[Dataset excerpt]

────────

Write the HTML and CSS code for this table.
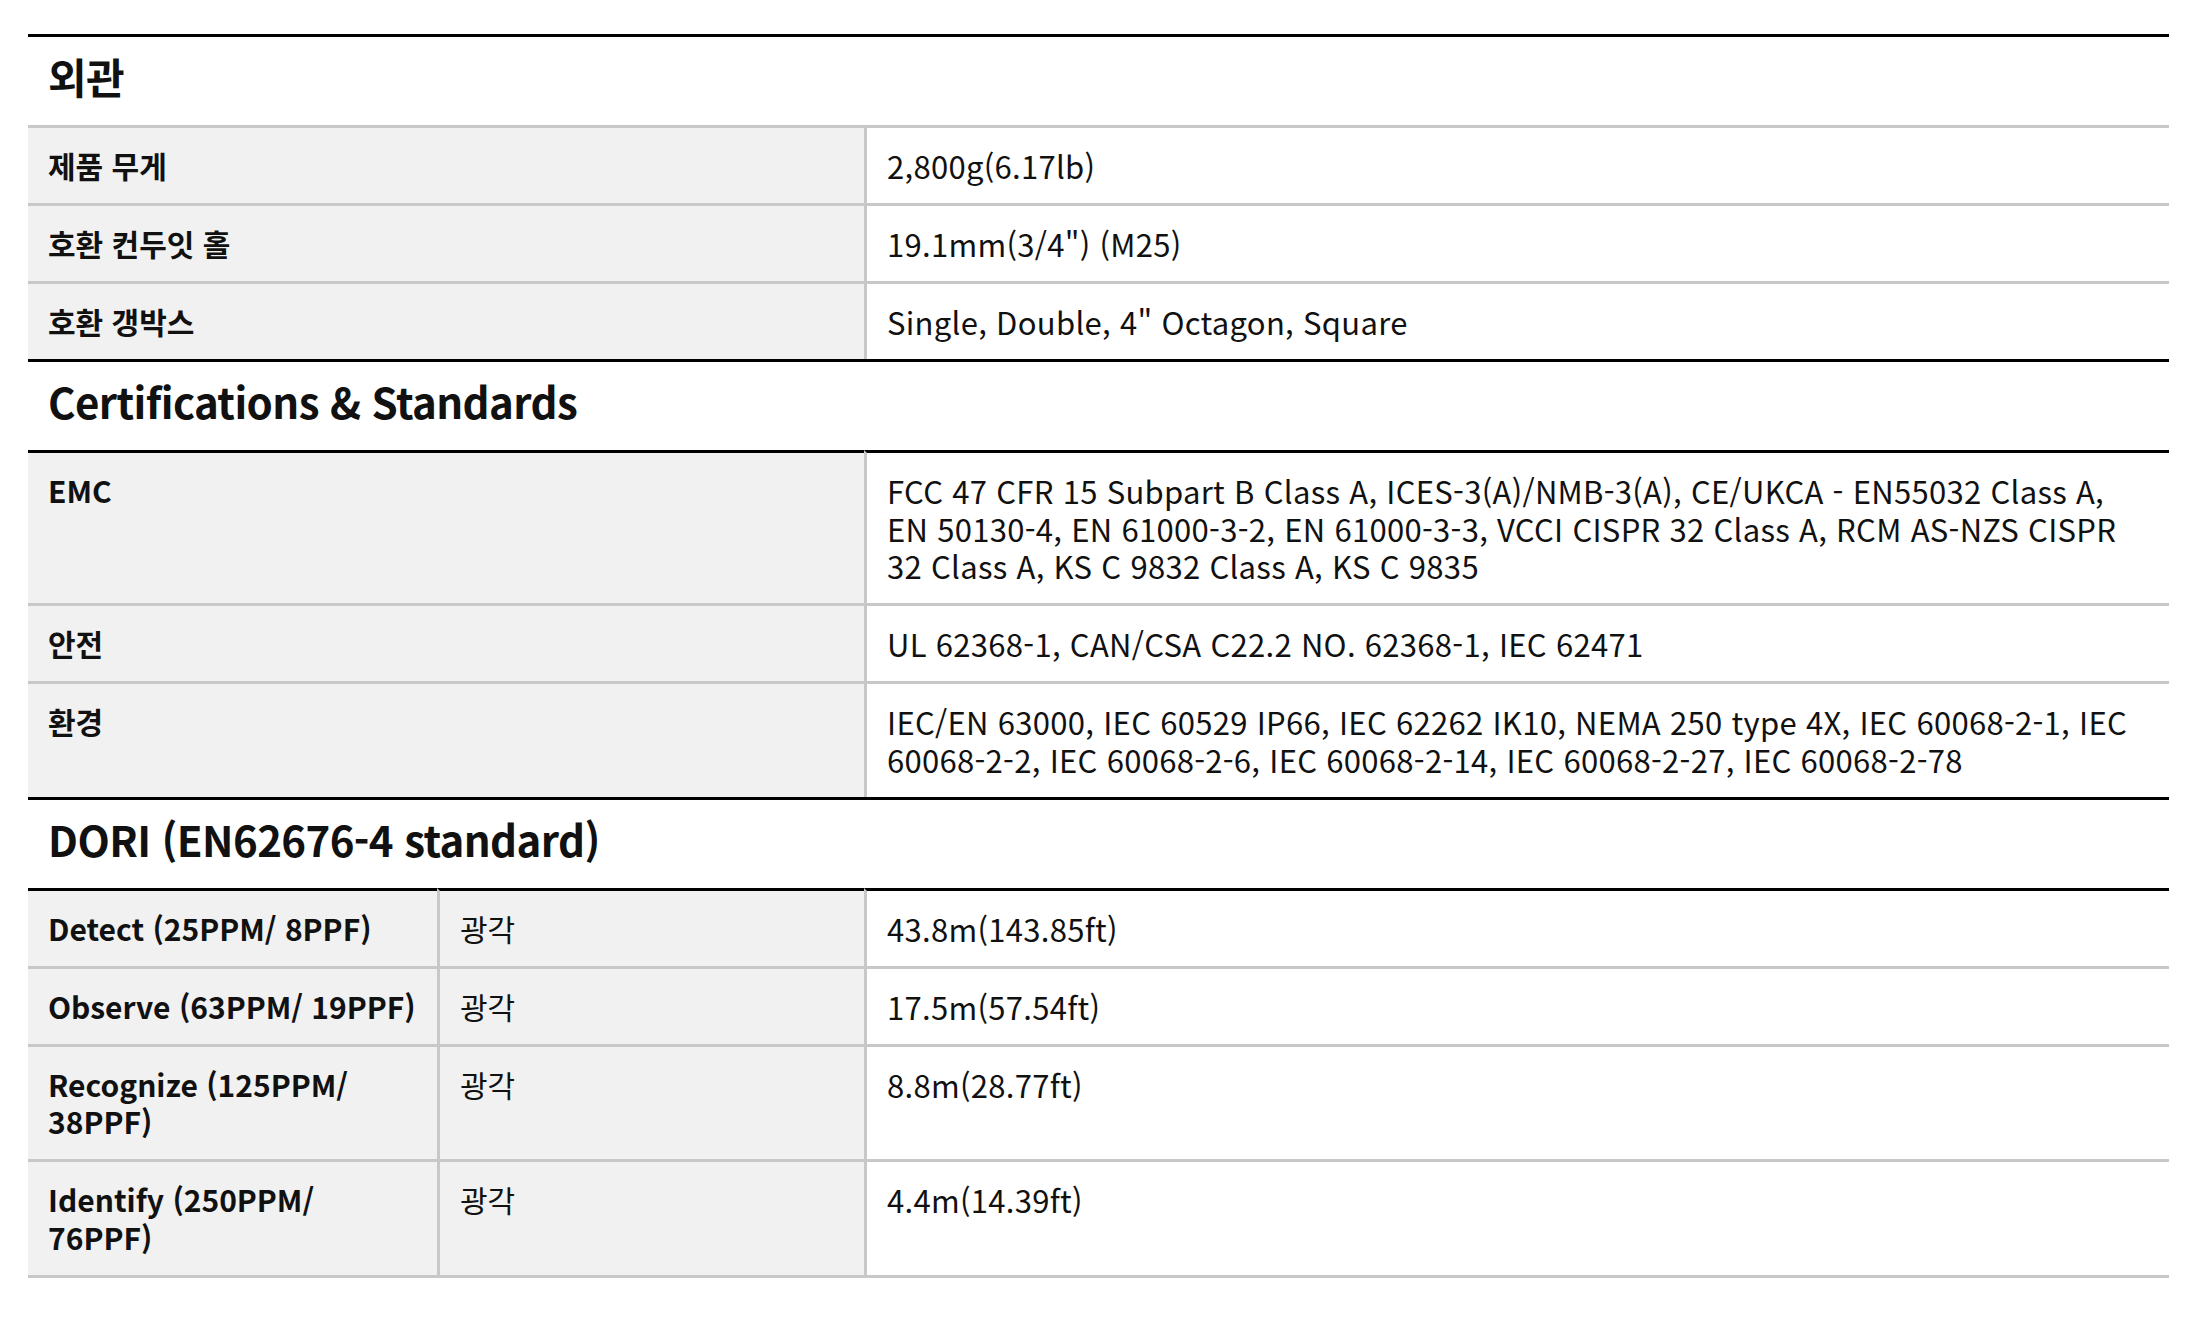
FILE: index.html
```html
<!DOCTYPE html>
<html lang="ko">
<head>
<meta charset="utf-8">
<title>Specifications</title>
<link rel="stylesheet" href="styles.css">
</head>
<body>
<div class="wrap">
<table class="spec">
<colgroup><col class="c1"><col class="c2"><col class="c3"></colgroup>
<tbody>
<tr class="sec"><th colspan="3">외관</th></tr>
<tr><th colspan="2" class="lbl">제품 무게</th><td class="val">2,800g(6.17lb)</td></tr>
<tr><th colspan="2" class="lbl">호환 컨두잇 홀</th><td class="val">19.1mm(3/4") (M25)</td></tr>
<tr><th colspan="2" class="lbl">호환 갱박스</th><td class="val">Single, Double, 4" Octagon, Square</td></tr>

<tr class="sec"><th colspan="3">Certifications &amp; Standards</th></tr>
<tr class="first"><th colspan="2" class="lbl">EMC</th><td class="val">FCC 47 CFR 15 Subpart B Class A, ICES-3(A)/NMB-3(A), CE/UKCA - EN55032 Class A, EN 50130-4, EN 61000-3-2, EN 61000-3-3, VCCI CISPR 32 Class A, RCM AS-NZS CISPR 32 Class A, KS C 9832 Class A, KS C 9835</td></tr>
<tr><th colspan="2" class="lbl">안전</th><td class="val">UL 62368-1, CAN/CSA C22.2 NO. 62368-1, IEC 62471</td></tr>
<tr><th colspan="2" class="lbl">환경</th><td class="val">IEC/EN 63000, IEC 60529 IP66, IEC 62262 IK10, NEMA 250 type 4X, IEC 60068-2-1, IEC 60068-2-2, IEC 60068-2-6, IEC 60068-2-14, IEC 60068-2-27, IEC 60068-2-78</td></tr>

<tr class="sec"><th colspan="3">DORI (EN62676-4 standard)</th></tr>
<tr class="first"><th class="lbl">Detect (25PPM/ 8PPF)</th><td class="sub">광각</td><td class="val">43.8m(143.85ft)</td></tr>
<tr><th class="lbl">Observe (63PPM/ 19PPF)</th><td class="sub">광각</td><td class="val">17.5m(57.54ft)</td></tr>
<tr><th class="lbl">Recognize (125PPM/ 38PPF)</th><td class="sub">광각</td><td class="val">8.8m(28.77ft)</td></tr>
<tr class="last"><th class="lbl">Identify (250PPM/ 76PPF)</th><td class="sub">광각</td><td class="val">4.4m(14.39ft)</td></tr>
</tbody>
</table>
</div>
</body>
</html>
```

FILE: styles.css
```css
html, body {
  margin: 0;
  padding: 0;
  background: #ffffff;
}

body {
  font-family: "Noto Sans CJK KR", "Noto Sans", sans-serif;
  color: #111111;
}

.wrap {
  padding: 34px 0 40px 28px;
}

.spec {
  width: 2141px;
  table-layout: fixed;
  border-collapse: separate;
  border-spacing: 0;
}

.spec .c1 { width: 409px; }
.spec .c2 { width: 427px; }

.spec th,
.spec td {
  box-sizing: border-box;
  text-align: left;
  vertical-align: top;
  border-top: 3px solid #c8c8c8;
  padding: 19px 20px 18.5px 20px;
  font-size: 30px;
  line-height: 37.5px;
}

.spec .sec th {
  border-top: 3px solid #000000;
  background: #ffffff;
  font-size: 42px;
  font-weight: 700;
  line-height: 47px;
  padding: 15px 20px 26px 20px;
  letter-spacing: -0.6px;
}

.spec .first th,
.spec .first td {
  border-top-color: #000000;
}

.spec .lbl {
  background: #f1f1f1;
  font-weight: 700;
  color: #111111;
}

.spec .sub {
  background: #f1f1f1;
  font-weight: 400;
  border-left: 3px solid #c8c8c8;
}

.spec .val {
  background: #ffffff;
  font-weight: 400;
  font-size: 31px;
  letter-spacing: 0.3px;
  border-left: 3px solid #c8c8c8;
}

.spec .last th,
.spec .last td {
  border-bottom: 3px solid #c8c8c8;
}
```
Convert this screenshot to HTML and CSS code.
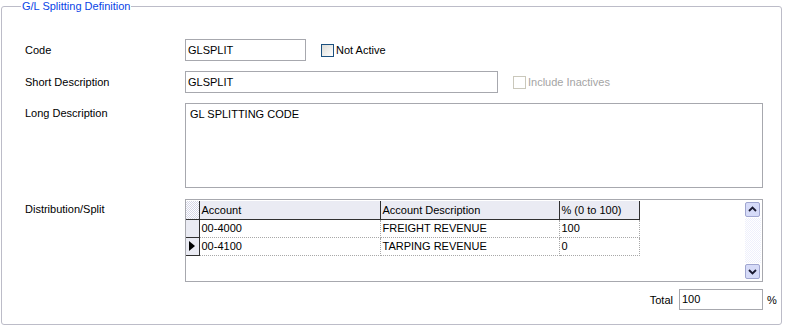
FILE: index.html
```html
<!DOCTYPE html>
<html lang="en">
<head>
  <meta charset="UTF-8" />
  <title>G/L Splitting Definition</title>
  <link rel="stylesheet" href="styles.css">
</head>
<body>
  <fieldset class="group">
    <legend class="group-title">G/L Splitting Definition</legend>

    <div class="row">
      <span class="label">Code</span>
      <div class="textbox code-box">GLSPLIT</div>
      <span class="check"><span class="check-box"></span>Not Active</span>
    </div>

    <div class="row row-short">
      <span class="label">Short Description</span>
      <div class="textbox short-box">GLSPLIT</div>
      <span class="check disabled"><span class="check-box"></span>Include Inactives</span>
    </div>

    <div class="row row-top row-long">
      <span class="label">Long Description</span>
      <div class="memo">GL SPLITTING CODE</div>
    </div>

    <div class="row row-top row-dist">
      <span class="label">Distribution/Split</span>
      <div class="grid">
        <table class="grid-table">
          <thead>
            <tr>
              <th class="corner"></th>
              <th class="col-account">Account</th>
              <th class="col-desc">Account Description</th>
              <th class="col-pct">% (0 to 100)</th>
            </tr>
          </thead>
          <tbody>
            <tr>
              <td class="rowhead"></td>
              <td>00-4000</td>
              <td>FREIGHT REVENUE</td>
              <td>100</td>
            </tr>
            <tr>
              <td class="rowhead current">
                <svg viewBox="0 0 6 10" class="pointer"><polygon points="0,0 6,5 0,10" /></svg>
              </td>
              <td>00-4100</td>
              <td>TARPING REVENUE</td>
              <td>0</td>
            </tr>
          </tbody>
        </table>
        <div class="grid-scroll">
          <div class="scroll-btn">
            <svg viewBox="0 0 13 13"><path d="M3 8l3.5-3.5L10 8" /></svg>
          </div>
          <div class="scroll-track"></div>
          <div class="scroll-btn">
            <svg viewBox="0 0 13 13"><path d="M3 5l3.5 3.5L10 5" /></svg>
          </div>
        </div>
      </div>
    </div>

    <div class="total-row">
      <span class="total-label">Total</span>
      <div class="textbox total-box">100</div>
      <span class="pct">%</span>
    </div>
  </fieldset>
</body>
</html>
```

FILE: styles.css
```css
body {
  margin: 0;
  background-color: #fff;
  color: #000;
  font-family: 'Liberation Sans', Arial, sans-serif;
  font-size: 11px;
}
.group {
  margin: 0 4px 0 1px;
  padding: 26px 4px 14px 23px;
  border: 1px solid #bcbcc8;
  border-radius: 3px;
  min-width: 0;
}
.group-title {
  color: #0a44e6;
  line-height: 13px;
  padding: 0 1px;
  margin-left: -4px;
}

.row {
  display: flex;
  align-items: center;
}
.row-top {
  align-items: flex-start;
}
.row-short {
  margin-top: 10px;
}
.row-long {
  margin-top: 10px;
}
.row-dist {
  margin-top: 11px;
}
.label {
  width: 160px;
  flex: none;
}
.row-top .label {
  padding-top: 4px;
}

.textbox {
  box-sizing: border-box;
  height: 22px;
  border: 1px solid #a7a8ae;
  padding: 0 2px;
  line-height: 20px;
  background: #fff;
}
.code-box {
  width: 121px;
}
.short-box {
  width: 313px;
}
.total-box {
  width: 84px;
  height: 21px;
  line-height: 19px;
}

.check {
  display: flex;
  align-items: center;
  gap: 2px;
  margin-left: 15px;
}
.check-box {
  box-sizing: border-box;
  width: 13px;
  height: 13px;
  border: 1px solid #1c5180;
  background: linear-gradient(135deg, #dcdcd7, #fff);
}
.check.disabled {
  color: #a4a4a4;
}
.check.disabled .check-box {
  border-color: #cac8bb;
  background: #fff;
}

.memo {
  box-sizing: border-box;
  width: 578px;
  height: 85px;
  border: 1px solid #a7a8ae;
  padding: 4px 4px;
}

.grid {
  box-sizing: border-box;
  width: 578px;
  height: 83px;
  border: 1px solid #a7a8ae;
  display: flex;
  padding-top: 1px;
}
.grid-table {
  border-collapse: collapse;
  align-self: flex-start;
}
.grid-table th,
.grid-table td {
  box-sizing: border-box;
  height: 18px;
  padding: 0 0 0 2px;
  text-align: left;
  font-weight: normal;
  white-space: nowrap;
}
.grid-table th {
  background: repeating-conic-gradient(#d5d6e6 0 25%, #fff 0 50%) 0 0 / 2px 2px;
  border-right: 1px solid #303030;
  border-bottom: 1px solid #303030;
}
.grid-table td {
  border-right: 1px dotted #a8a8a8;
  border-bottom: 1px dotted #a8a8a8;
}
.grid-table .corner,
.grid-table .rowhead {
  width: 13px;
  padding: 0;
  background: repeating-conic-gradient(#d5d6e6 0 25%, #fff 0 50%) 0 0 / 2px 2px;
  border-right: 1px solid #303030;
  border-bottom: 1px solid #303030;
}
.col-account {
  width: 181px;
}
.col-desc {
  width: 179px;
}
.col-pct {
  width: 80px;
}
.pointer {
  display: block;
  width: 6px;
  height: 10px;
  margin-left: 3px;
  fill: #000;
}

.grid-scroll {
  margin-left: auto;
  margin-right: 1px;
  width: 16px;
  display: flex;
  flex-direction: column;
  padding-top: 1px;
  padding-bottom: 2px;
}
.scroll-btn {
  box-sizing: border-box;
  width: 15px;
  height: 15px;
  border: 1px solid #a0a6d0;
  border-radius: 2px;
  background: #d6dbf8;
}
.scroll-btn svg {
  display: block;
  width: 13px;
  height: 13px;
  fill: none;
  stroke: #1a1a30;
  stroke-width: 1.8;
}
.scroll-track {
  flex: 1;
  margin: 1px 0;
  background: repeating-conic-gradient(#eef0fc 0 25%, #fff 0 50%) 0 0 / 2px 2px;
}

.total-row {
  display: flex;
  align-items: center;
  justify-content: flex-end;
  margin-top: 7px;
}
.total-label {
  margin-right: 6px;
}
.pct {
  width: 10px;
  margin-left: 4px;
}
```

────────

Exercise directions: Return only the number of lines in the preceding records that contain the string "this".

Result of the exercise: 2